Всю меру пушкинской язвительности можно оценить, лишь опознав в реплике этой не слишком чадолюбивой женщины – «Агу, не плачь, не плачь; вот бука, бука / Тебя возьмет! агу, агу!.. не плачь!» – автоцитату из богохульных «сказок», написанных в форме французских сатирических рождественских куплетов – «Nоеl» (1818):
Ура! в Россию скачет
Кочующий деспот.
Спаситель громко плачет,
За ним и весь народ. <…>
«Не плачь, дитя, не плачь, сударь,
Вот бука, бука – русский царь!»
В стихах 1818 года плачущий народ ждет от «буки» сказочку, которой все равно не поверит; в сцене 1825-го года народ сам, своими слезами, своим фальшивым плачем пролагает «буке» дорогу к трону. И, значит, совершает соучастие через равнодушие в делах безбожной власти.
Эта сцена будет зеркально отражена в финальных эпизодах трагедии, изображающих воцарение Димитрия. Вот Григорий Пушкин идет к Лобному месту, окруженный народом. Первая же реплика этого самого народа —
Царевич нам боярина послал.
Послушаем, что скажет нам боярин, —
заставляет вспомнить перешептывание мужиков на Девичьем поле: «<…> то ведают бояре. / Не нам чета». И, значит, ремарка «Шум народный», венчающая политическую проповедь адепта новой власти, – тоже обильно пропитана иронией. Та самая сила, которой поставляются земные владыки и которой они «сильны», – народ – вновь отрекается от своего права вершить собственную судьбу и становится силой – слепой. Вновь то, что летописец (и следующий летописцу Карамзин) именует «мнением народным», на пушкинскую поверку оказывается не более чем шумом, а точнее сказать – просто многократно усиленным и озвученным мнением боярина.

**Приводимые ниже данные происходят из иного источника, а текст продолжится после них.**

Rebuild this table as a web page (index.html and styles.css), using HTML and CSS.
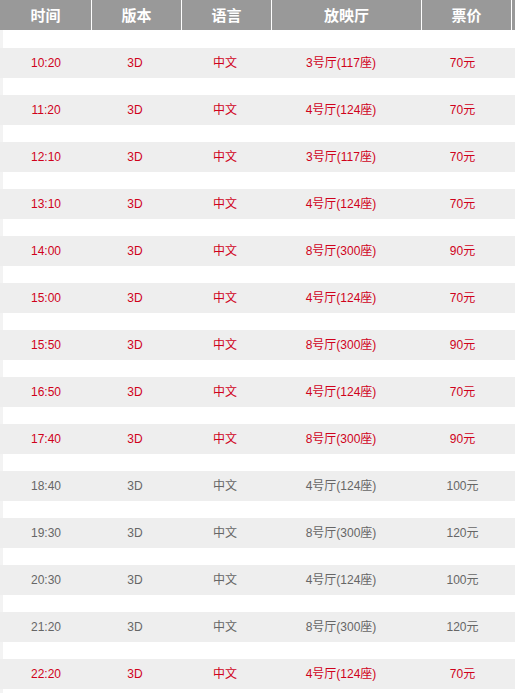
FILE: index.html
```html
<!DOCTYPE html>
<html lang="zh">
<head>
<meta charset="utf-8">
<title>排片表</title>
<link rel="stylesheet" href="styles.css">
</head>
<body>
<div class="schedule">
  <div class="head">
    <div class="hcell">时间</div>
    <div class="hcell">版本</div>
    <div class="hcell">语言</div>
    <div class="hcell">放映厅</div>
    <div class="hcell">票价</div>
    <div class="hcell"></div>
  </div>
  <div class="list">
    <div class="row hot"><span>10:20</span><span>3D</span><span>中文</span><span>3号厅(117座)</span><span>70元</span></div>
    <div class="row hot"><span>11:20</span><span>3D</span><span>中文</span><span>4号厅(124座)</span><span>70元</span></div>
    <div class="row hot"><span>12:10</span><span>3D</span><span>中文</span><span>3号厅(117座)</span><span>70元</span></div>
    <div class="row hot"><span>13:10</span><span>3D</span><span>中文</span><span>4号厅(124座)</span><span>70元</span></div>
    <div class="row hot"><span>14:00</span><span>3D</span><span>中文</span><span>8号厅(300座)</span><span>90元</span></div>
    <div class="row hot"><span>15:00</span><span>3D</span><span>中文</span><span>4号厅(124座)</span><span>70元</span></div>
    <div class="row hot"><span>15:50</span><span>3D</span><span>中文</span><span>8号厅(300座)</span><span>90元</span></div>
    <div class="row hot"><span>16:50</span><span>3D</span><span>中文</span><span>4号厅(124座)</span><span>70元</span></div>
    <div class="row hot"><span>17:40</span><span>3D</span><span>中文</span><span>8号厅(300座)</span><span>90元</span></div>
    <div class="row"><span>18:40</span><span>3D</span><span>中文</span><span>4号厅(124座)</span><span>100元</span></div>
    <div class="row"><span>19:30</span><span>3D</span><span>中文</span><span>8号厅(300座)</span><span>120元</span></div>
    <div class="row"><span>20:30</span><span>3D</span><span>中文</span><span>4号厅(124座)</span><span>100元</span></div>
    <div class="row"><span>21:20</span><span>3D</span><span>中文</span><span>8号厅(300座)</span><span>120元</span></div>
    <div class="row hot"><span>22:20</span><span>3D</span><span>中文</span><span>4号厅(124座)</span><span>70元</span></div>
  </div>
</div>
</body>
</html>
```

FILE: styles.css
```css
html, body {
  margin: 0;
  padding: 0;
  background: #fff;
}
body {
  font-family: "Liberation Sans", Arial, "Noto Sans CJK SC", sans-serif;
  overflow: hidden;
}
.schedule {
  width: 515px;
}
.head {
  display: grid;
  grid-template-columns: 91px 89px 89px 149px 89px 1fr;
  column-gap: 1px;
  background: #fff;
  height: 30px;
}
.hcell {
  background: #999999;
  color: #fff;
  font-family: "Noto Sans CJK SC", sans-serif;
  font-weight: 700;
  font-size: 15px;
  line-height: 30px;
  text-align: center;
}
.list {
  display: flex;
  flex-direction: column;
  gap: 17px;
  padding-top: 18px;
  padding-bottom: 4px;
  background: linear-gradient(to right, #f3f3f3 3px, #fff 3px);
}
.row {
  display: grid;
  grid-template-columns: 92px 86px 94px 138px 105px;
  height: 30px;
  background: #eeeeee;
  color: #666666;
  font-size: 12px;
  line-height: 30px;
  text-align: center;
}
.row span {
  font-family: "Liberation Sans", Arial, "Noto Sans CJK SC", sans-serif;
}
.row.hot {
  color: #d0021b;
}
```
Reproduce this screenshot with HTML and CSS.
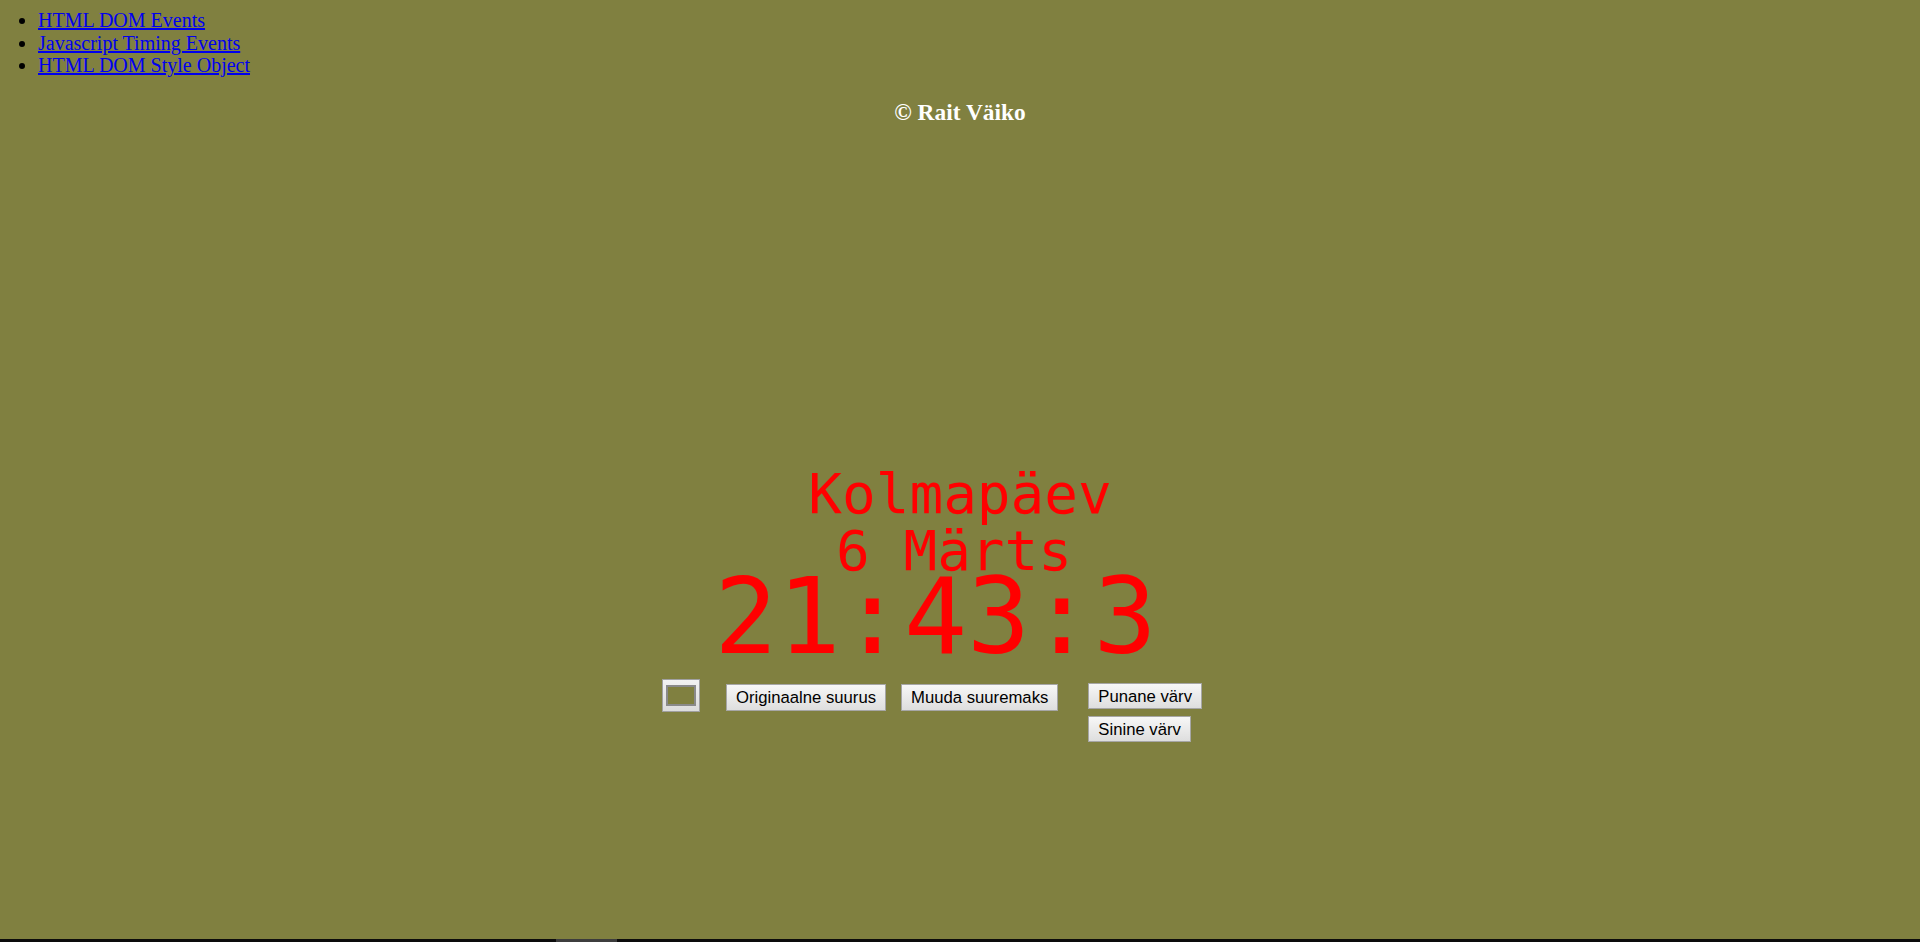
FILE: index.html
```html
<!DOCTYPE html>
<html lang="et">
<head>
<meta charset="utf-8">
<title>Kell</title>
<link rel="stylesheet" href="styles.css">
</head>
<body>
<ul class="links">
  <li><a href="#">HTML DOM Events</a></li>
  <li><a href="#">Javascript Timing Events</a></li>
  <li><a href="#">HTML DOM Style Object</a></li>
</ul>
<h3 class="author">© Rait Väiko</h3>
<div class="clock">
  <div class="day">Kolmapäev</div>
  <div class="date">6 Märts</div>
  <div class="time">21:43:3</div>
</div>
<div class="controls">
  <span class="swatch"><span class="swatch-inner"></span></span>
  <button class="btn btn-first">Originaalne suurus</button>
  <button class="btn btn-second">Muuda suuremaks</button>
  <div class="color-col">
    <button class="btn">Punane värv</button>
    <button class="btn">Sinine värv</button>
  </div>
</div>
<div class="bottom-bar"><span class="bottom-thumb"></span></div>
</body>
</html>
```

FILE: styles.css
```css
html, body {
  margin: 0;
  padding: 0;
}
body {
  background: #808040;
  font-family: "Liberation Serif", "Times New Roman", serif;
  font-size: 20px;
  padding-top: 9px;
  min-height: 933px;
}
.links {
  margin: 0;
  padding-left: 38px;
  line-height: 22.5px;
}
.links a {
  color: #0000ee;
  text-decoration: underline;
}
.author {
  margin: 22.5px 0 0;
  text-align: center;
  color: #ffffff;
  font-size: 23.4px;
  font-weight: bold;
  line-height: 27px;
}
.clock {
  margin-top: 339px;
  text-align: center;
  color: #ff0000;
  font-family: "DejaVu Sans Mono", "Liberation Mono", monospace;
}
.day, .date {
  font-size: 56px;
  line-height: 57px;
}
.date {
  padding-right: 12px;
}
.time {
  font-size: 105px;
  line-height: 77px;
  padding-right: 49px;
}
.controls {
  display: flex;
  justify-content: center;
  align-items: flex-start;
  padding-right: 56px;
  margin-top: 23px;
  font-family: "Liberation Sans", Arial, sans-serif;
}
.swatch {
  box-sizing: border-box;
  width: 38px;
  height: 33px;
  border: 1px solid #a0a0a0;
  background: linear-gradient(#f2f2f2, #dcdcdc);
  display: flex;
  align-items: center;
  justify-content: center;
}
.swatch-inner {
  box-sizing: border-box;
  width: 30px;
  height: 21px;
  border: 2px solid #8a8a8a;
  background: #808040;
}
.btn {
  box-sizing: border-box;
  height: 27px;
  margin: 5px 0 0;
  padding: 0 9px;
  border: 1px solid #a6a6a6;
  border-radius: 0;
  background: linear-gradient(#f7f7f7, #dedede);
  color: #000;
  font-family: "Liberation Sans", Arial, sans-serif;
  font-size: 16.7px;
  line-height: 25px;
}
.btn-first {
  margin-left: 26px;
}
.btn-second {
  margin-left: 15px;
}
.color-col {
  margin-left: 30px;
  display: flex;
  flex-direction: column;
  align-items: flex-start;
  gap: 7px;
}
.color-col .btn {
  margin-top: 4px;
  height: 26px;
}
.color-col .btn + .btn {
  margin-top: 0;
}
.bottom-bar {
  position: fixed;
  left: 0;
  right: 0;
  bottom: 0;
  height: 3px;
  background: #0c0c0c;
}
.bottom-thumb {
  position: absolute;
  left: 556px;
  width: 61px;
  top: 0;
  bottom: 0;
  background: #3d3d3d;
}
```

Что ж толковать? Боярин правду молвил.
Да здравствует Димитрий, наш отец!
Только если в годуновские времена равнодушие было пассивным, то ныне оно оборачивается порывом разрушительной безличной энергии. Народу проще возбудиться от боярских слов и ринуться на Кремль, чем решить что-либо самостоятельно. Мужик на амвоне и толпа, несущаяся по сцене, – страшные в своем комизме символы этого активного равнодушия, яростного уклонения от ответственности, или, как сказали бы прежде, от гражданственности.
И только в самой последней сцене – «Кремль. Дом Борисов. Стража у крыльца» – возникает какой-то слабый намек на возможность появления гражданственности на Руси. Он заключен в разговоре двух людей из народа под окном плененных Ксении и Федора.
Один из народа
Брат да сестра! бедные дети, что пташки в клетке.